_Short problem_.
Reproduce from the records below, with no pictures, exactly the lines between the one containing "Recreate this image" and the one containing "const rowHeights = [16, 15, 15, 8];", inclusive.

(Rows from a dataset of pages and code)

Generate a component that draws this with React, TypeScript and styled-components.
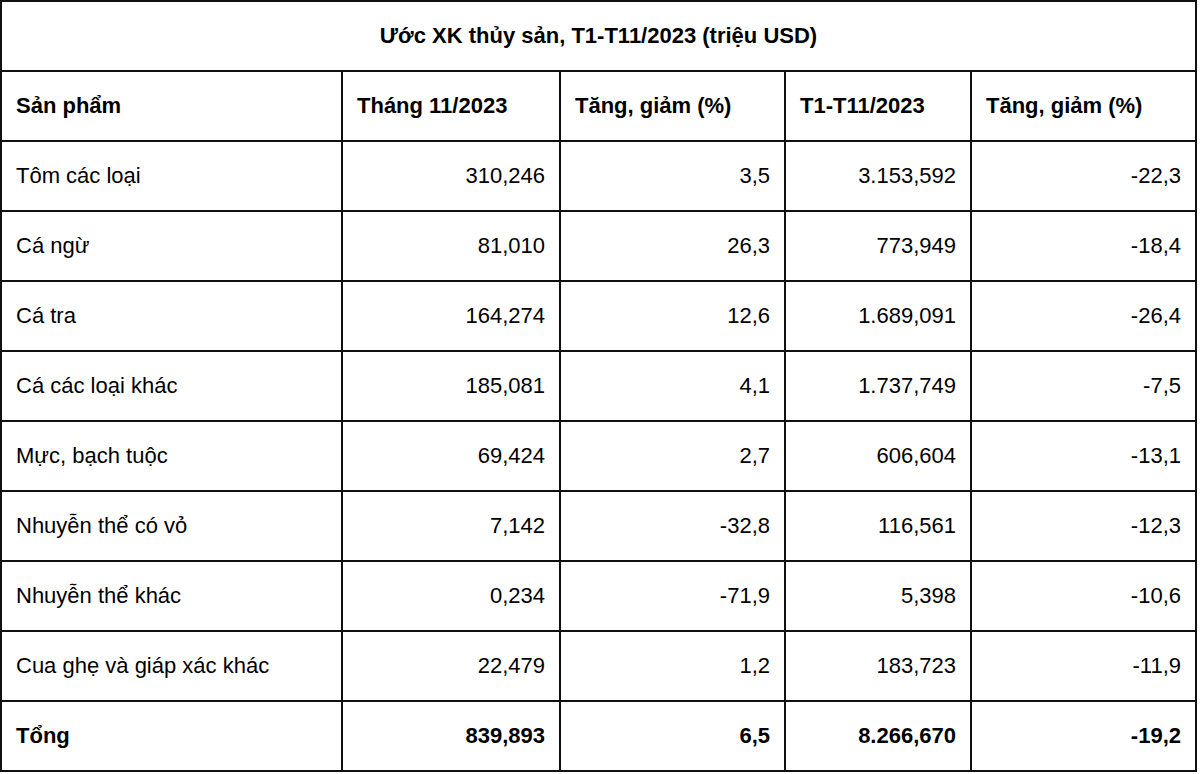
import React from "react";
import styled, { createGlobalStyle } from "styled-components";

const Global = createGlobalStyle`
  html, body { margin: 0; padding: 0; background: #fff; }
  body { font-family: "Liberation Sans", Arial, sans-serif; color: #000; }
`;

const Table = styled.table`
  width: 1197px;
  table-layout: fixed;
  border-collapse: collapse;
  font-family: "Liberation Sans", Arial, sans-serif;
  font-size: 22px;
  color: #000;
`;

const Row = styled.tr`
  height: 70px;
`;

const Cell = styled.td<{ $align?: "left" | "right" | "center"; $bold?: boolean }>`
  border: 2px solid #111;
  padding: 0 14px 0 14px;
  text-align: ${(p) => p.$align ?? "left"};
  font-weight: ${(p) => (p.$bold ? 700 : 400)};
  vertical-align: middle;
  white-space: nowrap;
  height: 68px;
`;

const cols = [341, 218, 225, 186, 225];

const data: [string, string, string, string, string][] = [
  ["Tôm các loại", "310,246", "3,5", "3.153,592", "-22,3"],
  ["Cá ngừ", "81,010", "26,3", "773,949", "-18,4"],
  ["Cá tra", "164,274", "12,6", "1.689,091", "-26,4"],
  ["Cá các loại khác", "185,081", "4,1", "1.737,749", "-7,5"],
  ["Mực, bạch tuộc", "69,424", "2,7", "606,604", "-13,1"],
  ["Nhuyễn thể có vỏ", "7,142", "-32,8", "116,561", "-12,3"],
  ["Nhuyễn thể khác", "0,234", "-71,9", "5,398", "-10,6"],
  ["Cua ghẹ và giáp xác khác", "22,479", "1,2", "183,723", "-11,9"],
];

const headers = ["Sản phẩm", "Tháng 11/2023", "Tăng, giảm (%)", "T1-T11/2023", "Tăng, giảm (%)"];
const total = ["Tổng", "839,893", "6,5", "8.266,670", "-19,2"];

export default function App() {
  return (
    <>
      <Global />
      <Table>
        <colgroup>
          {cols.map((w, i) => (
            <col key={i} style={{ width: w }} />
          ))}
        </colgroup>
        <tbody>
          <Row>
            <Cell colSpan={5} $align="center" $bold>
              Ước XK thủy sản, T1-T11/2023 (triệu USD)
            </Cell>
          </Row>
          <Row>
            {headers.map((h, i) => (
              <Cell key={i} $bold>
                {h}
              </Cell>
            ))}
          </Row>
          {data.map((r, i) => (
            <Row key={i}>
              {r.map((v, j) => (
                <Cell key={j} $align={j === 0 ? "left" : "right"}>
                  {v}
                </Cell>
              ))}
            </Row>
          ))}
          <Row>
            {total.map((v, j) => (
              <Cell key={j} $bold $align={j === 0 ? "left" : "right"}>
                {v}
              </Cell>
            ))}
          </Row>
        </tbody>
      </Table>
    </>
  );
}
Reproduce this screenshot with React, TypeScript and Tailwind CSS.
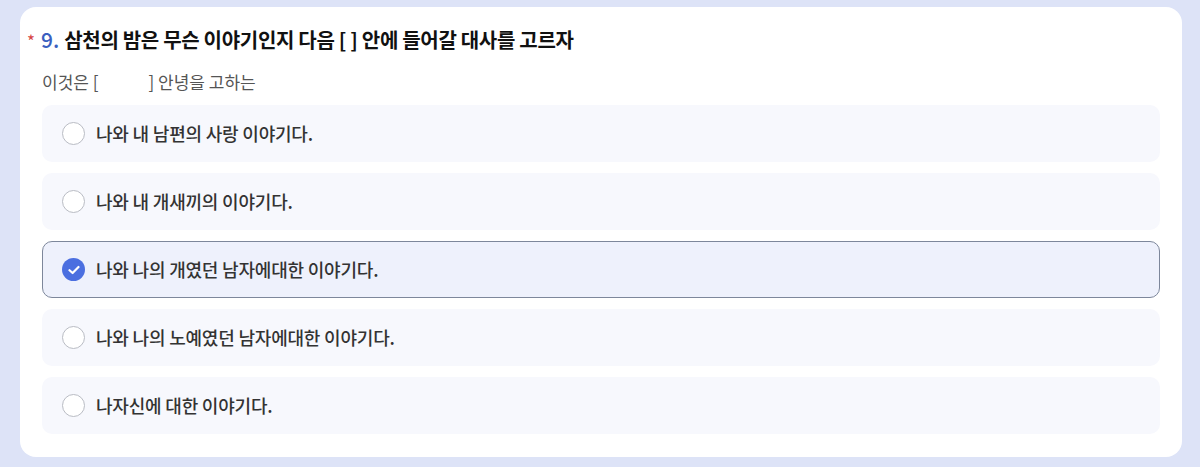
import React from "react";

const options = [
  "나와 내 남편의 사랑 이야기다.",
  "나와 내 개새끼의 이야기다.",
  "나와 나의 개였던 남자에대한 이야기다.",
  "나와 나의 노예였던 남자에대한 이야기다.",
  "나자신에 대한 이야기다.",
];

export default function App() {
  return (
    <div
      className="w-[1200px] h-[467px] bg-[#dde3f7] pt-[7px] pl-[20px] pr-[18px] pb-[10px]"
      style={{ fontFamily: '"Noto Sans CJK KR", "Noto Sans", sans-serif' }}
    >
      <div className="h-[450px] bg-white rounded-[16px] pl-[22px] pr-[22px] pt-[17px]">
        <div className="flex items-baseline">
          <span className="text-[#d64545] text-[17px] ml-[-15px] mr-[6px]">*</span>
          <span className="text-[#3b5fc0] text-[21px] font-medium mr-[5px]">9.</span>
          <span className="text-[#111] text-[20px] font-bold tracking-[-0.3px]">
            삼천의 밤은 무슨 이야기인지 다음 [ ] 안에 들어갈 대사를 고르자
          </span>
        </div>
        <div className="mt-[13px] text-[17px] text-[#555] flex">
          <span>이것은 [</span>
          <span className="w-[50px]" />
          <span>] 안녕을 고하는</span>
        </div>
        <div className="mt-[11px] flex flex-col gap-[11px]">
          {options.map((o, i) => {
            const sel = i === 2;
            return (
              <div
                key={i}
                className={
                  "h-[57px] rounded-[10px] flex items-center pl-[19px] " +
                  (sel
                    ? "bg-[#eef1fc] border border-[#7d879b]"
                    : "bg-[#f7f8fd] border border-transparent")
                }
              >
                {sel ? (
                  <div className="w-[23px] h-[23px] rounded-full bg-[#4b6fe0] flex items-center justify-center">
                    <svg width="12" height="10" viewBox="0 0 12 10" fill="none">
                      <path d="M1.5 5.2 L4.6 8 L10.5 2" stroke="white" strokeWidth="2.2" strokeLinecap="round" strokeLinejoin="round" />
                    </svg>
                  </div>
                ) : (
                  <div className="w-[23px] h-[23px] rounded-full border-[1.5px] border-[#b9bcc4] bg-white" />
                )}
                <span className="ml-[11px] text-[18px] text-[#333] font-medium tracking-[-0.2px]">{o}</span>
              </div>
            );
          })}
        </div>
      </div>
    </div>
  );
}
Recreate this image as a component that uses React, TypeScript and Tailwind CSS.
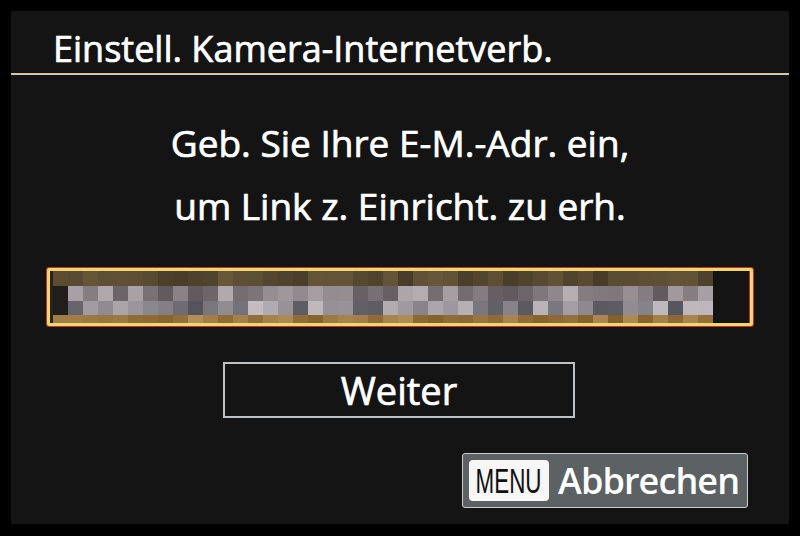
import React from "react";

const COLS = 44;

function seeded(seed: number) {
  let s = seed;
  return () => {
    s = (s * 1103515245 + 12345) % 2147483648;
    return s / 2147483648;
  };
}

function mix(a: number[], b: number[], t: number) {
  const c = a.map((v, i) => Math.round(v + (b[i] - v) * t));
  return `rgb(${c[0]}, ${c[1]}, ${c[2]})`;
}

const rnd = seeded(42);
const mosaicRows = [
  { lo: [72, 60, 40], hi: [104, 88, 58] },
  { lo: [96, 88, 92], hi: [182, 174, 178] },
  { lo: [84, 82, 90], hi: [196, 190, 194] },
  { lo: [132, 96, 44], hi: [178, 142, 88] },
].map((row, r) =>
  Array.from({ length: COLS }, (_, c) => {
    if (c === 0 && (r === 1 || r === 2)) return "rgb(32, 30, 28)";
    return mix(row.lo, row.hi, rnd());
  })
);
const rowHeights = [16, 15, 15, 8];

export default function App() {
  return (
    <div
      className="w-[800px] h-[536px] bg-black pt-[11px] pb-[12px] px-[11px]"
      style={{ fontFamily: '"Open Sans", "Noto Sans", sans-serif' }}
    >
      <div className="h-full bg-[#141414] flex flex-col">
        {/* Title */}
        <div className="pt-[20px] pl-[42px] pb-[6px] text-[36px] leading-[36px] text-white [-webkit-text-stroke:0.7px_white]">
          Einstell. Kamera-Internetverb.
        </div>
        <div className="h-[2px] bg-[#c9ccd0] border-t border-[#d8c48a]" />

        {/* Message */}
        <div className="mt-[36px] text-center text-[37px] leading-[63px] text-white [-webkit-text-stroke:0.7px_white]">
          <p>Geb. Sie Ihre E-M.-Adr. ein,</p>
          <p>um Link z. Einricht. zu erh.</p>
        </div>

        {/* Input field (blurred address) */}
        <div className="mt-[31px] mx-[36px] h-[58px] border-[3px] border-[#f2d477] rounded-[2px] shadow-[0_0_0_1px_#b83a22] flex items-stretch">
          <div className="w-[3px] bg-[#2a2418]" />
          <div className="flex flex-col">
            {mosaicRows.map((row, r) => (
              <div key={r} className="flex" style={{ height: rowHeights[r] }}>
                {row.map((col, c) => (
                  <div key={c} className="w-[15px]" style={{ backgroundColor: col }} />
                ))}
              </div>
            ))}
          </div>
          <div className="flex-1 border-r border-[#c0302a]" />
        </div>

        {/* Weiter */}
        <div className="mt-[36px] flex justify-center pr-[2px]">
          <div className="w-[352px] h-[56px] border-2 border-[#bcc2c6] flex items-center justify-center text-[38px] text-white [-webkit-text-stroke:0.7px_white]">
            Weiter
          </div>
        </div>

        {/* Cancel */}
        <div className="mt-[35px] flex justify-end pr-[41px]">
          <div className="h-[55px] w-[286px] bg-[#5c6163] border border-[#c8cccc] rounded-[3px] flex items-center pl-[6px] gap-[9px]">
            <div className="h-[41px] w-[80px] bg-[#f6f6f6] rounded-[4px] flex items-center justify-center overflow-hidden">
              <span
                className="inline-block text-[35px] text-[#111] leading-none scale-x-[0.64]"
                style={{ fontFamily: '"Liberation Sans", Arial, sans-serif' }}
              >
                MENU
              </span>
            </div>
            <span className="text-[36px] text-white font-semibold leading-none tracking-[-0.9px]">Abbrechen</span>
          </div>
        </div>
      </div>
    </div>
  );
}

_Expected answer_.
Recreate this image as a component that uses React, TypeScript and Tailwind CSS.
import React from "react";

const COLS = 44;

function seeded(seed: number) {
  let s = seed;
  return () => {
    s = (s * 1103515245 + 12345) % 2147483648;
    return s / 2147483648;
  };
}

function mix(a: number[], b: number[], t: number) {
  const c = a.map((v, i) => Math.round(v + (b[i] - v) * t));
  return `rgb(${c[0]}, ${c[1]}, ${c[2]})`;
}

const rnd = seeded(42);
const mosaicRows = [
  { lo: [72, 60, 40], hi: [104, 88, 58] },
  { lo: [96, 88, 92], hi: [182, 174, 178] },
  { lo: [84, 82, 90], hi: [196, 190, 194] },
  { lo: [132, 96, 44], hi: [178, 142, 88] },
].map((row, r) =>
  Array.from({ length: COLS }, (_, c) => {
    if (c === 0 && (r === 1 || r === 2)) return "rgb(32, 30, 28)";
    return mix(row.lo, row.hi, rnd());
  })
);
const rowHeights = [16, 15, 15, 8];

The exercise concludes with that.